Sort of both. netconsole does allocations and has external lock
dependencies. Some of serial console drivers have external lock
dependencies (but don't do allocations, as far as I'm concerned).
> Because if you are pointing to wake_up_interruptible and therefore the rq
> then this is a well known thing and I was under impression even documented
> but I can only see LOGLEVEL_SCHED that is arguably a very obscure way to
> document the fact.
That's right. All I was commenting on is that console.write() callbacks
have external lock dependencies.
-ss
On Thu 2019-10-10 14:12:01, Sergey Senozhatsky wrote:
> On (10/09/19 16:26), Michal Hocko wrote:
> > On Wed 09-10-19 15:56:32, Peter Oberparleiter wrote:
> > [...]
> > > A generic solution would be preferable from my point of view though,
> > > because otherwise each console driver owner would need to ensure that any
> > > lock taken in their console.write implementation is never held while
> > > memory is allocated/released.
> >
> > Considering that console.write is called from essentially arbitrary code
> > path IIUC then all the locks used in this path should be pretty much
> > tail locks or console internal ones without external dependencies.
>
> That's a good expectation, but I guess it's not always the case.
>
> One example might be NET console - net subsystem locks, net device
> drivers locks, maybe even some MM locks (skb allocations?).
>
> But even more "commonly used" consoles sometimes break that
> expectation. E.g. 8250
>
> serial8250_console_write()
> serial8250_modem_status()
> wake_up_interruptible()
>
> And so on.
I think that the only maintainable solution is to call the console
drivers in a well defined context (kthread). We have finally opened
doors to do this change.
Using printk_deferred() or removing the problematic printk() is
a short term workaround. I am not going to block such patches.

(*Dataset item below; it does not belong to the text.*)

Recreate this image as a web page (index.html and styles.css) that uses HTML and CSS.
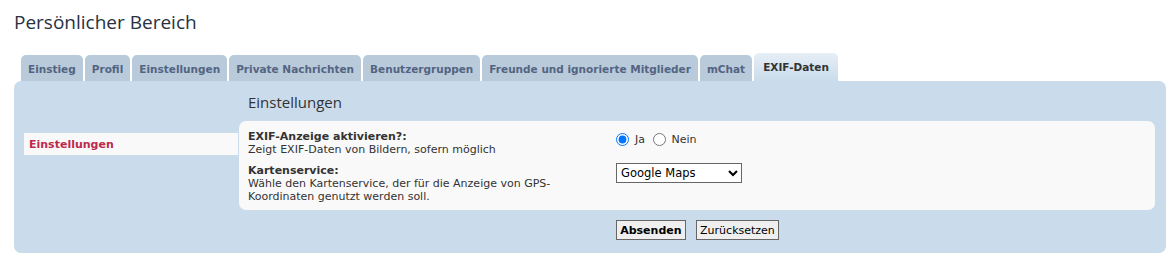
FILE: index.html
```html
<!DOCTYPE html>
<html lang="de">
<head>
  <meta charset="UTF-8">
  <title>Persönlicher Bereich</title>
  <link rel="stylesheet" href="styles.css">
</head>
<body>
  <h1 class="page-title">Persönlicher Bereich</h1>

  <ul class="tabs">
    <li class="tab">Einstieg</li>
    <li class="tab">Profil</li>
    <li class="tab">Einstellungen</li>
    <li class="tab">Private Nachrichten</li>
    <li class="tab">Benutzergruppen</li>
    <li class="tab">Freunde und ignorierte Mitglieder</li>
    <li class="tab">mChat</li>
    <li class="tab active">EXIF-Daten</li>
  </ul>

  <div class="panel">
    <ul class="side-menu">
      <li class="side-item">Einstellungen</li>
    </ul>

    <div class="main">
      <h2 class="section-title">Einstellungen</h2>

      <div class="inner">
        <dl class="row">
          <dt>
            <label class="opt-label">EXIF-Anzeige aktivieren?:</label>
            <span class="opt-desc">Zeigt EXIF-Daten von Bildern, sofern möglich</span>
          </dt>
          <dd class="radios">
            <label class="radio"><input type="radio" name="exif" checked> Ja</label>
            <label class="radio"><input type="radio" name="exif"> Nein</label>
          </dd>
        </dl>
        <dl class="row">
          <dt>
            <label class="opt-label">Kartenservice:</label>
            <span class="opt-desc">Wähle den Kartenservice, der für die Anzeige von GPS-Koordinaten genutzt werden soll.</span>
          </dt>
          <dd>
            <select class="map-select">
              <option>Google Maps</option>
              <option>OpenStreetMap</option>
            </select>
          </dd>
        </dl>
      </div>

      <div class="buttons">
        <button class="btn btn-main">Absenden</button>
        <button class="btn">Zurücksetzen</button>
      </div>
    </div>
  </div>
</body>
</html>
```

FILE: styles.css
```css
body {
  font-family: 'DejaVu Sans', Verdana, sans-serif;
  font-size: 11px;
  color: #333;
  margin: 0;
  padding: 0 6px 0 14px;
  background: #fff;
}
.page-title {
  font-family: 'Open Sans', 'DejaVu Sans', sans-serif;
  font-weight: normal;
  font-size: 19px;
  line-height: 24px;
  color: #28313f;
  margin: 0;
  padding-top: 10px;
}
.tabs {
  list-style: none;
  display: flex;
  gap: 2px;
  margin: 20px 0 0 7px;
  padding: 0;
  height: 27px;
  align-items: flex-end;
}
.tab {
  background: #b9cbdb;
  color: #536482;
  font-weight: bold;
  font-size: 10.5px;
  height: 26px;
  line-height: 28px;
  padding: 0 7px;
  border-radius: 5px 5px 0 0;
  box-sizing: border-box;
}
.tab.active {
  background: linear-gradient(to bottom, #e6eef6, #cadceb);
  color: #333;
  height: 28px;
  line-height: 29px;
  padding: 0 9px;
}
.panel {
  background: #cadceb;
  border-radius: 7px;
  display: flex;
  padding: 0 11px 13px 10px;
  margin-bottom: 4px;
}
.side-menu {
  list-style: none;
  margin: 52px 1px 0 0;
  padding: 0;
  width: 214px;
}
.side-item {
  background: #f9f9f9;
  color: #bc2a4d;
  font-weight: bold;
  height: 22px;
  line-height: 24px;
  padding-left: 5px;
}
.main {
  flex: 1;
}
.section-title {
  font-family: 'Open Sans', 'DejaVu Sans', sans-serif;
  font-weight: normal;
  font-size: 15px;
  line-height: 20px;
  color: #333;
  margin: 11px 0 9px 9px;
}
.inner {
  background: #f9f9f9;
  border-radius: 7px;
  padding: 9px 9px 7px;
}
.row {
  display: grid;
  grid-template-columns: 368px 1fr;
  margin: 0 0 8px;
}
.row:last-child {
  margin-bottom: 0;
}
.row dt {
  padding-right: 40px;
  line-height: 13px;
}
.row dd {
  margin: 0;
}
.radios {
  padding-top: 2px;
}
.opt-label {
  display: block;
  font-weight: bold;
  color: #333;
}
.opt-desc {
  display: block;
}
.radio {
  display: inline-flex;
  align-items: center;
  margin-right: 4px;
  color: #333;
  font-size: 11px;
}
.radio input {
  margin: 1px 6px 0 0;
}
.map-select {
  width: 126px;
  height: 20px;
  font-family: 'DejaVu Sans', Verdana, sans-serif;
  font-size: 11.5px;
  color: #000;
  border: 1px solid #666;
  border-radius: 0;
  background: #fff;
  margin-top: -1px;
}
.buttons {
  text-align: center;
  padding: 10px 0 0;
}
.btn {
  font-family: 'DejaVu Sans', Verdana, sans-serif;
  font-size: 11px;
  background: #efefef;
  color: #000;
  border: 1px solid #666;
  border-radius: 0;
  height: 20px;
  padding: 0 3px;
  margin: 0 3px 0 4px;
}
.btn-main {
  font-weight: bold;
}
```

But the final decision will be on maintainers of the affected subsystems.
Deferring console work should prevent the deadlocks. Another story
is allocating memory from console->write() callback. It makes the
console less reliable when there is a memory contention. Preventing
this would be very valuable.
Best Regards,
Petr
On Thu 10-10-19 17:16:29, Sergey Senozhatsky wrote:
> On (10/10/19 09:40), Michal Hocko wrote:
> [..]
> > > > Considering that console.write is called from essentially arbitrary code
> > > > path IIUC then all the locks used in this path should be pretty much
> > > > tail locks or console internal ones without external dependencies.
> > >
> > > That's a good expectation, but I guess it's not always the case.
> > >
> > > One example might be NET console - net subsystem locks, net device
> > > drivers locks, maybe even some MM locks (skb allocations?).
> >
> > I am not familiar with the netconsole code TBH. If there is absolutely
> > no way around that then we might have to bite a bullet and consider some
> > of MM locks a land of no printk.
>
> So this is what netconsole does (before we pass on udp to net device
> driver code, which *may be* can do more allocations, I don't know):
>
> write_msg()
> netpoll_send_udp()
> find_skb()
> alloc_skb(len, GFP_ATOMIC)
> kmem_cache_alloc_node()
>
> You are the right person to ask this question to - how many MM
> locks are involved when we do GFP_ATOMIC kmem_cache allocation?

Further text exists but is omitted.